La France au Liban et au Proche-Orient du XIe au XXIe siècle
Essai historique d’Ibrahim Tabet

Véritable ouvrage de référence, Ibrahim Tabet s’est attelé durant plus de trois ans à la rédaction de cet essai historique. La France au Liban et au Proche-Orient du XIe au XXIe siècle est récemment publié aux Editions de La Revue phénicienne.

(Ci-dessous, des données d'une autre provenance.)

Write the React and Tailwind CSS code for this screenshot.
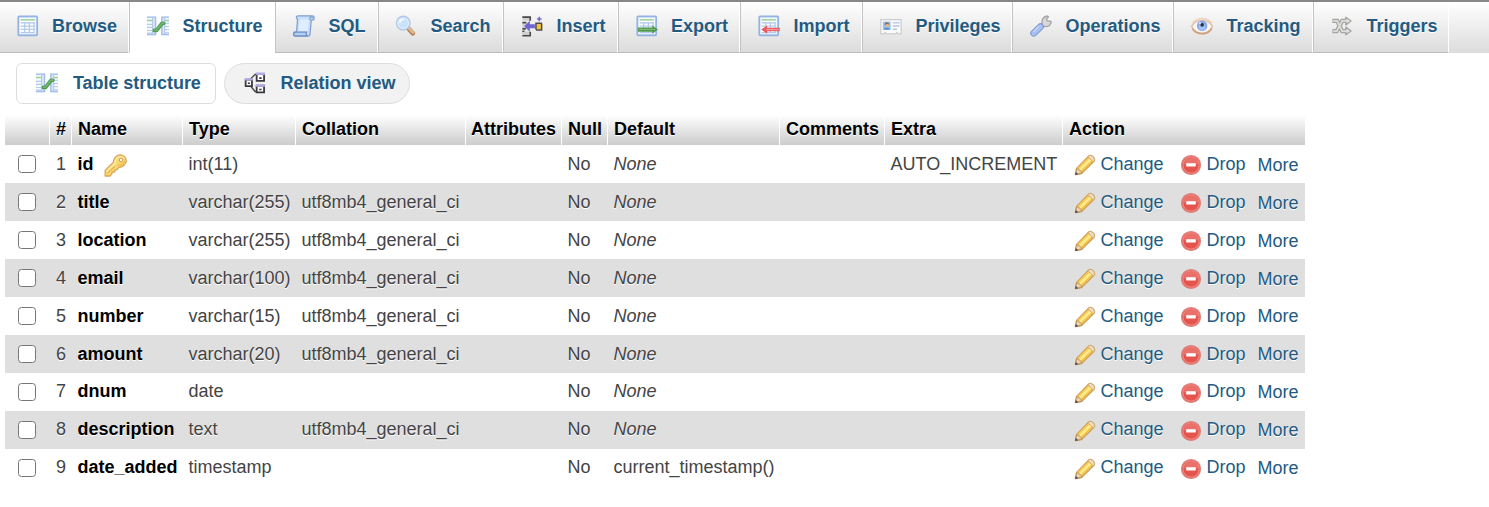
import React from "react";

function Icon({ children, className = "" }) {
  return (
    <svg viewBox="0 0 16 16" className={`h-[22px] w-[22px] shrink-0 ${className}`} fill="none" aria-hidden="true">
      {children}
    </svg>
  );
}

function Sheet() {
  return (
    <>
      <rect x="0.9" y="1" width="13.8" height="13.8" rx="0.6" fill="#d9e6f8" stroke="#94b3e0" strokeWidth="1.200" />
      <rect x="2" y="2.1" width="11.6" height="11.6" fill="#fbfdff" />
      <path d="M2.600 3.500h10.400" stroke="#a9d3a4" strokeWidth="1.300" />
      <path d="M2.600 5.700h10.400" stroke="#b4caea" strokeWidth="1" />
      <path d="M5.600 5.500v7.700M9 5.500v7.700M12.400 5.500v7.700M2.600 8.100h10.400M2.600 10.500h10.400M2.600 12.900h10.400" stroke="#b4caea" strokeWidth="0.9" />
    </>
  );
}

const BrowseIcon = () => <Icon><Sheet /></Icon>;

const StructureIcon = () => (
  <Icon>
    <path d="M0 1h6.700v13.700H0zM10.300 1H16v13.700h-5.700z" fill="#dce8f9" />
    <path d="M0 1.500h6.200v12.700H0M16 1.500h-5.200v12.700H16" stroke="#a3bfe7" strokeWidth="1" />
    <path d="M.2 2.300h3.500v11.200H.2zM13.200 2.300H16v11.200h-2.800z" fill="#f6faff" />
    <path d="M4.100 2v12M12.800 2v12" stroke="#b4caea" strokeWidth="0.8" />
    <path d="M0 6.800h4M0 9h4M0 11.300h4M0 13.200h4M13 6h3M13 8.400h3M13 10.700h3M13 13h3" stroke="#b4caea" strokeWidth="0.8" />
    <path d="M0 4h4M13 4h3" stroke="#a0cca4" strokeWidth="1.200" />
    <path d="M5.300 11.200h1.700l4-5.200h1.200" stroke="#4d9a4f" strokeWidth="2.700" strokeLinecap="round" strokeLinejoin="round" />
    <path d="M5.400 11h1.600l4-5.200h1.200" stroke="#6cb36d" strokeWidth="1.400" strokeLinecap="round" strokeLinejoin="round" />
  </Icon>
);

const SqlIcon = () => (
  <Icon>
    <path d="M3.500.7h10.700c1.500 0 1.600 3-.1 3h-.8l-.9 9.800c0 1-.6 1.800-1.500 1.800H1.500c-1.600 0-1.600-3 0-3h1.100L3.300 3C2 2.400 2.200.7 3.500.7z" fill="#c8dff9" stroke="#7f9fcf" strokeWidth="0.9" />
    <path d="M4.800 3.300h6.700l-.8 8.300H4z" fill="#deedff" />
    <path d="M12.300 3.700l.2-1.700c.3-.9 1.500-.8 2 .2" stroke="#7f9fcf" />
    <path d="M2 12.500h7.800c-.5 1 0 2.500.8 2.700H1.500c-1.300-.2-1.300-2.600.5-2.700z" fill="#b3d0f2" stroke="#6f90c2" strokeWidth="0.9" />
  </Icon>
);

const SearchIcon = () => (
  <Icon>
    <path d="M9.900 10l3.100 3.300" stroke="#b38660" strokeWidth="3.400" strokeLinecap="round" />
    <path d="M10.200 9.800l3 3" stroke="#e6bb8c" strokeWidth="1.800" strokeLinecap="round" />
    <circle cx="6" cy="5.900" r="4.900" fill="#c9e1fb" stroke="#b4c9e3" strokeWidth="1.100" />
    <circle cx="6" cy="5.900" r="3.900" stroke="#deefff" strokeWidth="0.900" />
    <path d="M3.500 5.700c.2-1.800 1.500-2.600 3-2.500" stroke="#f5fbff" strokeWidth="1.300" />
  </Icon>
);

const InsertIcon = () => (
  <Icon>
    <path d="M1 1h5.500v3H1M1 6h3v4H1M1 12h5.500v3H1" fill="#cfcfcf" />
    <path d="M1 1.500h5.700v2.700M1 5.500h3M1 10.100h2.500M1 11.800h1.500M1 15.100h5.700v-3" stroke="#4b4b4b" strokeWidth="1.200" />
    <path d="M2.300 8.200l4.100-4v2.500h3.700v3H6.400v2.500z" fill="#6d66cf" />
    <rect x="11.200" y="6.300" width="3.600" height="4.300" fill="#f4c833" />
    <path d="M10.900 10.800V6h4.200M15 6v4.900h-4" stroke="#514943" strokeWidth="1.100" />
    <path d="M13.300 1.200v3.400M11.600 2.900H15" stroke="#736cd1" strokeWidth="1.200" />
  </Icon>
);

const ExportIcon = () => (
  <Icon>
    <Sheet />
    <path d="M1.400 9h10.500V7.600l4 3-4 3v-1.500H1.400z" fill="#4d984b" />
    <path d="M2 10.500h12" stroke="#7fb978" strokeWidth="0.9" />
  </Icon>
);

const ImportIcon = () => (
  <Icon>
    <Sheet />
    <path d="M2.400 10.600l4.200-3v1.700h9.200v2.600H6.600v1.700z" fill="#e8575d" />
    <path d="M6 10.600h9" stroke="#f49da0" strokeWidth="0.9" />
  </Icon>
);

const PrivilegesIcon = () => (
  <Icon>
    <path d="M.6 3.300h14.800v10.400h-2.200l-.9-1-1 1H4.800l-1-1-.9 1H.6z" fill="#fafafa" stroke="#cdcdcd" strokeWidth="0.9" />
    <rect x="2.100" y="4.800" width="5.600" height="6" fill="#8fc0f0" />
    <path d="M2.800 10.800c0-2.300 4.200-2.300 4.200 0z" fill="#5a92d3" />
    <circle cx="5" cy="7.400" r="1.500" fill="#e6b68e" />
    <path d="M3.400 7.200c0-2.500 3.200-2.500 3.200-.1l-1-.8z" fill="#8b6544" />
    <path d="M9.300 5.700h4.900M9.300 8h4.900M9.300 10.400h3" stroke="#b2c7df" strokeWidth="1" />
  </Icon>
);

const OperationsIcon = () => (
  <Icon>
    <path d="M7.500 8.100l1.400-1.700C8 4 9.500 1.200 12.500.7l.9.600-1.500 1.800.8 1.400 2.200-.1.600.8c-.8 2.700-3 3.500-4.900 3L9 9.500z" fill="#d8d8d8" stroke="#a0a0a0" strokeWidth="0.9" strokeLinejoin="round" />
    <path d="M2.700 13.200l4.900-4.700" stroke="#8199d0" strokeWidth="5" strokeLinecap="round" />
    <path d="M2.700 13.200l4.900-4.700" stroke="#a8c1f2" strokeWidth="3.500" strokeLinecap="round" />
    <path d="M2.400 12.300l4.200-4.100" stroke="#c9dafa" strokeWidth="0.900" />
  </Icon>
);

const TrackingIcon = () => (
  <Icon>
    <path d="M.4 8.300C3.500 2.300 12.300 2.200 15.600 8.300 12.700 14.900 3.200 14.900.4 8.300z" fill="#faf6f3" stroke="#e3bfa6" strokeWidth="1.100" />
    <path d="M1 5.900C4.600 1.500 12 1.600 15.200 6" stroke="#efd6c5" strokeWidth="1.300" />
    <path d="M1 10c3.500 4.900 11 4.800 14.200-.2" stroke="#cf9e7e" strokeWidth="1.100" />
    <circle cx="8.100" cy="7.800" r="3.800" fill="#86aae9" />
    <circle cx="8.100" cy="8.700" r="2.300" fill="#a5c2f4" />
    <circle cx="8.100" cy="7.200" r="1.300" fill="#243144" />
    <circle cx="6.500" cy="6" r="0.700" fill="#e7f1ff" />
  </Icon>
);

const TriggersIcon = () => (
  <Icon>
    <path d="M1 4.300h3.500l3.600 7.400h3.500M1 11.700h3.200l3.900-7.400h3.500" stroke="#a5a5a3" strokeWidth="3.100" />
    <path d="M10.800 1.600l3.800 2.800-3.800 2.800zM10.800 8.800l3.800 2.800-3.800 2.800z" fill="#e4e4e2" stroke="#a5a5a3" strokeWidth="1" strokeLinejoin="round" />
    <path d="M1.600 4.300h2.900l3.600 7.400h3.700M1.600 11.700h2.600l3.900-7.400h3.700" stroke="#deded9" strokeWidth="1.300" />
  </Icon>
);

const RelationIcon = () => (
  <Icon>
    <path d="M4.800 5L8 1.800h1.500M4.800 10.200l3.200 4h1.500" stroke="#4a484e" strokeWidth="1" />
    <path d="M1.200 5.600h4.600v4.600H1.200zM9.200 1.500h5.400v5H9.200zM9.200 9.900h5.400v4.900H9.200z" fill="#fff" stroke="#3a383e" strokeWidth="1.300" />
    <path d="M.6 5.400h5.800M8.600 1.300h6.600M8.600 9.800h6.600" stroke="#aeaadf" strokeWidth="1.700" />
    <path d="M2.800 8.200h1.500M11.100 4.400h1.700M11.100 12.700h1.700" stroke="#343238" strokeWidth="1.200" />
  </Icon>
);

const KeyIcon = () => (
  <svg viewBox="0 0 16 16" className="relative top-[1px] h-[23px] w-[23px] shrink-0" fill="none" aria-hidden="true">
    <path d="M6.700 5.600C6.300 3.400 8.600.9 11 .7c2.200-.1 4.500 1.700 4.500 4 0 2.400-2.900 4.700-5 4.600L8.900 11H7.500v1.600H5.700L5.400 14l-1.300 1.300H.8V11.500z" fill="#f8d772" stroke="#dba557" strokeWidth="0.900" strokeLinejoin="round" />
    <path d="M1.700 12.200l6.100-6C7.400 4 9 2.100 11 1.800c1.300 0 2.600.6 3.100 1.500" stroke="#fdeba2" strokeWidth="1.100" />
    <path d="M9.500 7.800c2 .5 4.400-.7 4.900-2.800" stroke="#f0bf52" strokeWidth="1.100" />
    <circle cx="11.900" cy="4.200" r="1.200" fill="#fff" stroke="#d6a04e" strokeWidth="0.700" />
    <path d="M2.300 13.500l5.100-4.700" stroke="#e2b04c" strokeWidth="0.700" />
  </svg>
);

const PencilIcon = () => (
  <Icon className="relative top-[1px]">
    <path d="M1 15l.9-4.500L10.900 1.300c1.500-1.300 4.900 1.800 3.800 3.800L5.500 14.200z" fill="#f9d95f" stroke="#cf9f55" strokeWidth="0.900" strokeLinejoin="round" />
    <path d="M2.800 10.700L10.600 2.900" stroke="#f3c75a" strokeWidth="0.900" />
    <path d="M3.900 11.800L12.200 3.700" stroke="#fdec8e" strokeWidth="1.500" />
    <path d="M5.200 13.100L13.500 5" stroke="#ebb950" strokeWidth="0.900" />
    <path d="M10.200 2l.7-.7c1.500-1.300 4.900 1.800 3.800 3.800l-.7.700z" fill="#f1dcc0" stroke="#cda572" strokeWidth="0.700" />
    <path d="M1 15l.9-4.300c1.700.1 3.400 1.700 3.700 3.300z" fill="#ecd2a6" stroke="#b98e58" strokeWidth="0.700" />
    <path d="M.8 15.200l.5-2.200 1.800 1.700z" fill="#4f4943" />
  </Icon>
);

const DropIcon = () => (
  <Icon className="relative top-[1px]">
    <circle cx="8" cy="8" r="6.900" fill="#e5534d" stroke="#dd8480" strokeWidth="0.900" />
    <path d="M2.700 7.700a5.300 5.200 0 0 1 10.600 0z" fill="#ea7069" />
    <circle cx="8" cy="8" r="5.900" stroke="#f09089" strokeWidth="0.700" />
    <rect x="4.500" y="6.800" width="7" height="2.300" rx="0.300" fill="#fff" />
  </Icon>
);

const tabs = [
  { label: "Browse", icon: BrowseIcon, size: "w-[129px] pl-[16.500px]" },
  { label: "Structure", icon: StructureIcon, size: "w-[146px] pl-[17px]", active: true },
  { label: "SQL", icon: SqlIcon, size: "w-[103px] pl-[17px]" },
  { label: "Search", icon: SearchIcon, size: "w-[125px] pl-[16px]" },
  { label: "Insert", icon: InsertIcon, size: "w-[115px] pl-[17px]" },
  { label: "Export", icon: ExportIcon, size: "w-[122px] pl-[16.500px]" },
  { label: "Import", icon: ImportIcon, size: "w-[122px] pl-[17px]" },
  { label: "Privileges", icon: PrivilegesIcon, size: "w-[150px] pl-[17px]" },
  { label: "Operations", icon: OperationsIcon, size: "w-[161px] pl-[17px]" },
  { label: "Tracking", icon: TrackingIcon, size: "w-[140px] pl-[17px]" },
  { label: "Triggers", icon: TriggersIcon, size: "w-[136px] pl-[17px]" },
];

const columns = ["", "#", "Name", "Type", "Collation", "Attributes", "Null", "Default", "Comments", "Extra", "Action"];

const utf = "utf8mb4_general_ci";
const rows = [
  { name: "id", type: "int(11)", key: true, extra: "AUTO_INCREMENT" },
  { name: "title", type: "varchar(255)", collation: utf },
  { name: "location", type: "varchar(255)", collation: utf },
  { name: "email", type: "varchar(100)", collation: utf },
  { name: "number", type: "varchar(15)", collation: utf },
  { name: "amount", type: "varchar(20)", collation: utf },
  { name: "dnum", type: "date" },
  { name: "description", type: "text", collation: utf },
  { name: "date_added", type: "timestamp", value: "current_timestamp()" },
];

const grid = "grid grid-cols-[44px_22px_111px_113px_170px_96px_46px_172px_105px_178px_243px]";

function Tab({ label, icon: Glyph, size, active, first }) {
  const skin = active
    ? "bg-white border-b-white"
    : "bg-linear-to-b from-white to-[#dcdcdc] border-b-[#bbb] border-r-white";
  return (
    <a className={`flex h-[51px] shrink-0 items-center gap-[13.5px] border-r border-b border-r-white pb-[2px] ${first ? "" : "border-l border-l-[#c4c4c4]"} ${skin} ${size}`}>
      <Glyph />
      <span>{label}</span>
    </a>
  );
}

function Row({ row, index }) {
  // The last rows carry their text one pixel higher.
  const lift = index >= 6 ? "pb-[2px]" : "";
  return (
    <div className={`${grid} h-[38px] items-center ${index % 2 ? "bg-[#dfdfdf]" : "bg-white"}`}>
      <div className="pl-[13px]">
        <input type="checkbox" aria-label={row.name} className="block h-[18px] w-[18px] appearance-none rounded-[3.5px] border-[1.5px] border-[#767676] bg-white" />
      </div>
      <div className={`pl-[7px] ${lift}`}>{index + 1}</div>
      <div className={`flex items-center gap-[10px] pl-[6.5px] font-bold text-black ${lift}`}>
        {row.name}
        {row.key && <KeyIcon />}
      </div>
      <div className={`pl-[6.5px] ${lift}`}>{row.type}</div>
      <div className={`pl-[6.5px] ${lift}`}>{row.collation}</div>
      <div />
      <div className={`pl-[6.5px] ${lift}`}>No</div>
      <div className={`pl-[6.5px] ${lift}`}>{row.value || <i>None</i>}</div>
      <div />
      <div className={`pl-[6.5px] ${lift}`}>{row.extra}</div>
      <div className="flex items-center pl-[12px] text-[#235a81]">
        <PencilIcon />
        <span className={`w-[84px] pl-[4.5px] ${lift}`}>Change</span>
        <DropIcon />
        <span className={`w-[55.5px] pl-[4.5px] ${lift}`}>Drop</span>
        <span className={index >= 4 ? "" : "pt-[2px]"}>More</span>
      </div>
    </div>
  );
}

export default function App() {
  return (
    <div className="min-h-[507px] w-[1489px] overflow-hidden bg-white font-['Liberation_Sans',Arial,sans-serif] text-[18px] leading-[22px] text-[#444]">
      <nav className="flex h-[53px] border-t-2 border-[#888] bg-linear-to-b from-white to-[#dcdcdc] font-bold text-[#235a81] [text-shadow:0_1px_0_#fff]">
        {tabs.map((tab, i) => (
          <Tab key={tab.label} {...tab} first={i === 0} />
        ))}
      </nav>

      <div className="flex gap-2 pt-[10px] pl-4 font-bold text-[#235a81]">
        <a className="flex h-[41px] w-[200px] items-center gap-[15px] rounded-md border border-[#ddd] bg-white pb-[1px] pl-[19px]">
          <StructureIcon />
          <span className="tracking-[-0.06px]">Table structure</span>
        </a>
        <a className="flex h-[41px] w-[186px] items-center gap-[14.5px] rounded-full border border-[#ddd] bg-[#f2f2f2] pb-[1px] pl-[19px]">
          <RelationIcon />
          Relation view
        </a>
      </div>

      <main className="mt-[11px] ml-[5px] w-[1300px] [text-shadow:0_1px_0_#fff]">
        <div className={`${grid} h-[30px] font-bold text-black`}>
          {columns.map((name, i) => (
            <div key={i} className={`flex items-center bg-linear-to-b from-white to-[#ccc] pb-[2px] ${i === 0 ? "" : name === "Attributes" ? "border-l border-white pl-[5px]" : "border-l border-white pl-[6px]"}`}>
              {name}
            </div>
          ))}
        </div>
        {rows.map((row, i) => (
          <Row key={row.name} row={row} index={i} />
        ))}
      </main>
    </div>
  );
}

«Je partis pour l’Orient compliqué avec des idées simples»: cette phrase de Charles de Gaulle est citée en exergue dans l’introduction de l’essai historique La France au Liban et au Proche-Orient du XIe au XXIe siècle. Une introduction dans laquelle Ibrahim Tabet explique que «ce livre a principalement pour objet de brosser un tableau de l’histoire des relations entre la France et le Liban des Croisades à nos jours. Malgré leur caractère privilégié, celles-ci ont toutefois dépendu pendant des siècles des rapports franco-ottomans et elles s’inscrivent aujourd’hui dans le cadre plus large de la ‘‘politique arabe’’ de la France». Aussi consacrera-t-il une part importante aux relations entre la France et le Proche-Orient en s’efforçant, au-delà d’une approche chronologique et événementielle, d’en expliquer les enjeux politiques économiques et culturels. Alors qu’aujourd’hui, même l’Union européenne ne fait pas le poids face à la superpuissance américaine et que les puissances régionales comme l’Iran et la Turquie jouent un rôle grandissant, il tentera enfin de répondre à la question de savoir quelle influence la France, devenue une puissance moyenne, conserve-t-elle dans la région et au Liban».

Fortement documenté, agrémenté d’une multitude de citations pointues, le livre est divisé en treize chapitres, chacun subdivisé en plusieurs sous-chapitres: Le temps des Croisades – Le royaume de France et le Proche-Orient – Les rivalités de puissances et la question d’Orient – La France et le Mont-Liban jusqu’en 1860 – La présence française au Levant sous la IIIe République – La Première Guerre mondiale en Orient – Le mandat français en Syrie et au Liban – La Deuxième Guerre mondiale et l’Indépendance du Liban – La politique française au Proche-Orient depuis 1945 – Le Liban et la Syrie de l’Indépendance jusqu’en 1975 – La guerre du Liban – La deuxième République libanaise – Economie, culture et société. Un retour complet sur l’histoire pour permettre de mieux comprendre l’actualité et situer les enjeux en cours.

Dans la préface, Philippe Valode, auteur et directeur de la revue Actualité de l’Histoire, affirme: «Etre libanais est sans doute un privilège, puisque ce pays tente, envers et contre tout, de maintenir une société multiculturelle et plurireligieuse. Un exemple unique dans ce choc des civilisations auquel nous assistons, une confrontation qui semble se transformer, hélas, en choc religieux». Avant de conclure sa préface par ces propos: Et Ibrahim Tabet «s’interroge, in fine, sur la réalité de l’engagement français aux côtés des chrétiens notant que la politique culturelle française semble aujourd’hui privilégier les musulmans. Miracle permanent, le Liban peut-il résister à toutes les secousses qui attendent le Proche-Orient, voire servir de modèle au Printemps arabe de l’hiver 2011? N’est-il pas, à ce jour, la seule démocratie du monde arabe?».

Reprenant les idées transmises devenues leitmotive, les faits historiques, les analyses proposées, La France au Liban procède d’une approche très simple, chronologique et analytique en même temps, le rendant accessible à tout lecteur, tout en étant extrêmement pointu et étoffé. Une véritable référence qui permet de jeter la lumière sur les bouleversements actuels dans la région, à la lumière de l’Histoire. Le meilleur moyen de ne pas répéter les erreurs du passé?

Nayla Rached

 

Biographie de l’auteur
Franco-Libanais, Ibrahim Tabet est diplômé d’HEC. Il est l’auteur de deux ouvrages: Histoire de la Turquie de l’Altaï à l’Europe, publié aux éditions de l’Archipel et Empires et empereurs européens, aux éditions de Vecchi. Il écrit régulièrement des articles politiques et historiques dans la presse libanaise dont certains ont été publiés dans la revue Actualité de l’Histoire. Il milite en faveur de la francophonie au sein du monde des affaires, de la communication et des médias.